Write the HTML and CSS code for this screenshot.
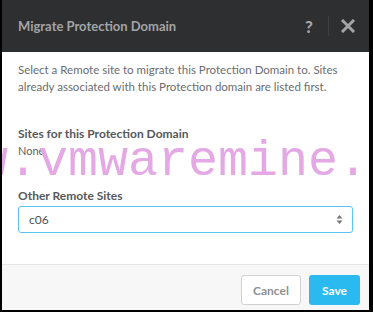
FILE: index.html
```html
<!DOCTYPE html>
<html lang="en">
<head>
    <meta charset="UTF-8">
    <title>Migrate Protection Domain</title>
    <link rel="stylesheet" href="styles.css">
</head>
<body>
    <div class="modal">
        <!-- Header -->
        <div class="modal-header">
            <h2>Migrate Protection Domain</h2>
            <div class="header-actions">
                <span class="help">?</span>
                <span class="divider"></span>
                <span class="close">
                    <svg width="14" height="14" viewBox="0 0 14 14">
                        <path d="M2 2 L12 12 M12 2 L2 12" stroke="#a3a4a6" stroke-width="3" stroke-linecap="square"/>
                    </svg>
                </span>
            </div>
        </div>

        <!-- Body -->
        <div class="modal-body">
            <p class="intro">Select a Remote site to migrate this Protection Domain to. Sites already associated with this Protection domain are listed first.</p>

            <div class="field">
                <h4>Sites for this Protection Domain</h4>
                <p class="none">None.</p>
            </div>

            <div class="field">
                <h4>Other Remote Sites</h4>
                <div class="select">
                    <span>c06</span>
                    <svg width="7" height="11" viewBox="0 0 7 11">
                        <path d="M3.5 1 L6.5 4.5 L0.5 4.5 Z M3.5 10 L6.5 6.5 L0.5 6.5 Z" fill="#777"/>
                    </svg>
                </div>
            </div>

            <div class="watermark">www.vmwaremine.com</div>
        </div>

        <!-- Footer -->
        <div class="modal-footer">
            <button class="btn-cancel">Cancel</button>
            <button class="btn-save">Save</button>
        </div>
    </div>
</body>
</html>
```

FILE: styles.css
```css
body {
    margin: 0;
    padding: 0;
    background-color: #000;
    font-family: 'Lato', sans-serif;
    overflow: hidden;
}

.modal {
    margin: 0 4px 2px 2px;
    height: 310px;
    display: flex;
    flex-direction: column;
    background-color: #fff;
    overflow: hidden;
}

.modal-header {
    height: 52px;
    flex-shrink: 0;
    background-color: #2e2f31;
    display: flex;
    align-items: center;
    justify-content: space-between;
    padding: 0 14px 0 16px;
}

.modal-header h2 {
    margin: 0;
    font-size: 13px;
    font-weight: 700;
    color: #a3a4a6;
}

.header-actions {
    display: flex;
    align-items: center;
}

.help {
    font-size: 17px;
    font-weight: 900;
    color: #a3a4a6;
    width: 14px;
    text-align: center;
}

.divider {
    width: 1px;
    height: 20px;
    background-color: #3e3f42;
    margin: 0 12px 0 12px;
}

.close {
    display: flex;
}

.modal-body {
    position: relative;
    flex-grow: 1;
    padding: 9px 16px 0 16px;
    color: #5f6163;
}

.intro {
    margin: 0 0 31px 0;
    font-size: 11.5px;
    line-height: 17px;
    color: #6b6d70;
}

.field {
    margin-bottom: 31px;
}

.field h4 {
    margin: 0 0 3px 0;
    font-size: 12px;
    font-weight: 700;
    color: #56585b;
}

.none {
    margin: 0;
    font-size: 11px;
    color: #5f6163;
}

.select {
    height: 25px;
    border: 1px solid #59c6ef;
    border-radius: 3px;
    display: flex;
    align-items: center;
    justify-content: space-between;
    padding: 0 9px 0 10px;
    font-size: 12px;
    color: #4e5053;
}

.watermark {
    position: absolute;
    left: -84px;
    top: 81px;
    font-family: 'Liberation Mono', monospace;
    font-size: 50px;
    color: #e4a8e4;
    white-space: nowrap;
    pointer-events: none;
}

.modal-footer {
    height: 51px;
    flex-shrink: 0;
    background-color: #f7f7f7;
    border-top: 1px solid #e6e6e6;
    display: flex;
    align-items: center;
    justify-content: flex-end;
    padding: 0 9px 0 0;
    box-sizing: border-box;
}

button {
    font-family: 'Lato', sans-serif;
    font-size: 12px;
    font-weight: 700;
    height: 30px;
    border-radius: 3px;
    cursor: pointer;
}

.btn-cancel {
    width: 60px;
    background-color: #fff;
    border: 1px solid #cfd1d3;
    color: #8e9093;
    margin-right: 8px;
}

.btn-save {
    width: 51px;
    background-color: #2abaf0;
    border: none;
    color: #fff;
}
```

### Exercise aim
Set down the material exactly, every line of it, except for the pictures.

### Completed exercise
Write the HTML and CSS code for this screenshot.
FILE: index.html
```html
<!DOCTYPE html>
<html lang="en">
<head>
    <meta charset="UTF-8">
    <title>Migrate Protection Domain</title>
    <link rel="stylesheet" href="styles.css">
</head>
<body>
    <div class="modal">
        <!-- Header -->
        <div class="modal-header">
            <h2>Migrate Protection Domain</h2>
            <div class="header-actions">
                <span class="help">?</span>
                <span class="divider"></span>
                <span class="close">
                    <svg width="14" height="14" viewBox="0 0 14 14">
                        <path d="M2 2 L12 12 M12 2 L2 12" stroke="#a3a4a6" stroke-width="3" stroke-linecap="square"/>
                    </svg>
                </span>
            </div>
        </div>

        <!-- Body -->
        <div class="modal-body">
            <p class="intro">Select a Remote site to migrate this Protection Domain to. Sites already associated with this Protection domain are listed first.</p>

            <div class="field">
                <h4>Sites for this Protection Domain</h4>
                <p class="none">None.</p>
            </div>

            <div class="field">
                <h4>Other Remote Sites</h4>
                <div class="select">
                    <span>c06</span>
                    <svg width="7" height="11" viewBox="0 0 7 11">
                        <path d="M3.5 1 L6.5 4.5 L0.5 4.5 Z M3.5 10 L6.5 6.5 L0.5 6.5 Z" fill="#777"/>
                    </svg>
                </div>
            </div>

            <div class="watermark">www.vmwaremine.com</div>
        </div>

        <!-- Footer -->
        <div class="modal-footer">
            <button class="btn-cancel">Cancel</button>
            <button class="btn-save">Save</button>
        </div>
    </div>
</body>
</html>
```

FILE: styles.css
```css
body {
    margin: 0;
    padding: 0;
    background-color: #000;
    font-family: 'Lato', sans-serif;
    overflow: hidden;
}

.modal {
    margin: 0 4px 2px 2px;
    height: 310px;
    display: flex;
    flex-direction: column;
    background-color: #fff;
    overflow: hidden;
}

.modal-header {
    height: 52px;
    flex-shrink: 0;
    background-color: #2e2f31;
    display: flex;
    align-items: center;
    justify-content: space-between;
    padding: 0 14px 0 16px;
}

.modal-header h2 {
    margin: 0;
    font-size: 13px;
    font-weight: 700;
    color: #a3a4a6;
}

.header-actions {
    display: flex;
    align-items: center;
}

.help {
    font-size: 17px;
    font-weight: 900;
    color: #a3a4a6;
    width: 14px;
    text-align: center;
}

.divider {
    width: 1px;
    height: 20px;
    background-color: #3e3f42;
    margin: 0 12px 0 12px;
}

.close {
    display: flex;
}

.modal-body {
    position: relative;
    flex-grow: 1;
    padding: 9px 16px 0 16px;
    color: #5f6163;
}

.intro {
    margin: 0 0 31px 0;
    font-size: 11.5px;
    line-height: 17px;
    color: #6b6d70;
}

.field {
    margin-bottom: 31px;
}

.field h4 {
    margin: 0 0 3px 0;
    font-size: 12px;
    font-weight: 700;
    color: #56585b;
}

.none {
    margin: 0;
    font-size: 11px;
    color: #5f6163;
}

.select {
    height: 25px;
    border: 1px solid #59c6ef;
    border-radius: 3px;
    display: flex;
    align-items: center;
    justify-content: space-between;
    padding: 0 9px 0 10px;
    font-size: 12px;
    color: #4e5053;
}

.watermark {
    position: absolute;
    left: -84px;
    top: 81px;
    font-family: 'Liberation Mono', monospace;
    font-size: 50px;
    color: #e4a8e4;
    white-space: nowrap;
    pointer-events: none;
}

.modal-footer {
    height: 51px;
    flex-shrink: 0;
    background-color: #f7f7f7;
    border-top: 1px solid #e6e6e6;
    display: flex;
    align-items: center;
    justify-content: flex-end;
    padding: 0 9px 0 0;
    box-sizing: border-box;
}

button {
    font-family: 'Lato', sans-serif;
    font-size: 12px;
    font-weight: 700;
    height: 30px;
    border-radius: 3px;
    cursor: pointer;
}

.btn-cancel {
    width: 60px;
    background-color: #fff;
    border: 1px solid #cfd1d3;
    color: #8e9093;
    margin-right: 8px;
}

.btn-save {
    width: 51px;
    background-color: #2abaf0;
    border: none;
    color: #fff;
}
```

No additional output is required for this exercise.